The Only Safe Method For Canning Meat At Home

Although canning is an excellent method of preserving food, contamination is one of the biggest safety concerns. Granted, per the National Center for Home Food Preservation, canning prevents food from going bad by stopping enzyme activity, keeping away oxygen, and maintaining optimum moisture levels. It also prevents the growth of disease-causing microorganisms.

That being said, foodborne botulism is certainly one disease to be wary of. Though rare, botulism is a severe and potentially fatal disease caused by toxins produced by the bacterium Clostridium botulinum.

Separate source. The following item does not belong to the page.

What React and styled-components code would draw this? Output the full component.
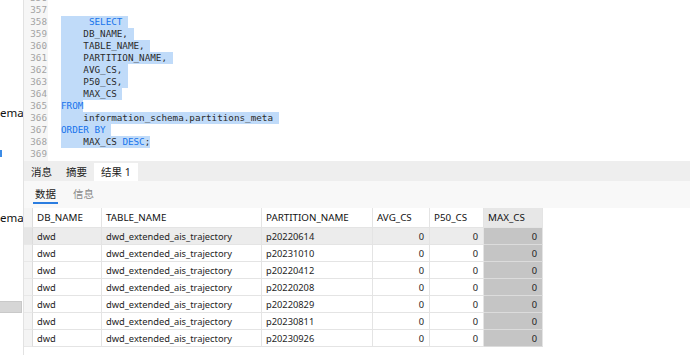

In fact, according to the Centers for Disease Control and Prevention, when it comes to botulism outbreaks in the United States, home-canned vegetables are at the top of the list. 

So, how do you ensure your home-canned meat doesn't harm or maybe even kill you? Of the three safe canning methods for preserving food at home – pressure canner, boiling water bath, and atmospheric steam canner — only one is 100% safe for meat.

Pressure canning your meat

Your ideal canning method is highly dependent on the food you want to preserve, especially its acidity level. Pressure canning is the go-to method for low-acid foods, including meat (and most fresh vegetables). So, whether you're processing red meat, poultry, or seafood, using a pressure canner ensures you can safely enjoy your deliciously soft meats for months. 

The reason pressure canning is recommended for meat preservation at home is the exceptionally high processing temperatures. At 240 degrees Fahrenheit, the deadly Clostridium bacteria that cause botulism are entirely destroyed together with their spores, per the National Center for Home Food Preservation. 

In contrast, steam canners and the boiling water bath only reach 212 degrees Fahrenheit. This boiling water temperature only kills the vegetative bacteria cells leaving behind the spores. However, because of the high-acid level of foods canned using a boiling water bath, the acid can destroy the spores hence eliminating the risk of botulism.

Follow professional guidelines for safe meat canning

It's not enough to just use a pressure canner to process your meat; you've got to follow the correct procedure to guarantee success and food safety. The USDA Complete Guide to Home Canning is the recommended manual for all things canning.

Regarding red meats and poultry, the guide suggests using either a hot or raw pack. A hot pack requires pre-cooking the meat before canning, while in a raw pack, meat is put in jars while still raw. The choice between preparing a hot or raw pack is totally up to you, except for ground meat. Ground or chopped meat should always be pre-cooked before canning to prevent it from clumping together and hindering the free flow of heat within the jar during processing. However, note that in both hot and raw packs, the canned meat is considered fully cooked and ready to eat after the pressure canning process.

So go ahead and confidently pressure can your selection of meats, knowing you and your family will consume safe and healthy meals.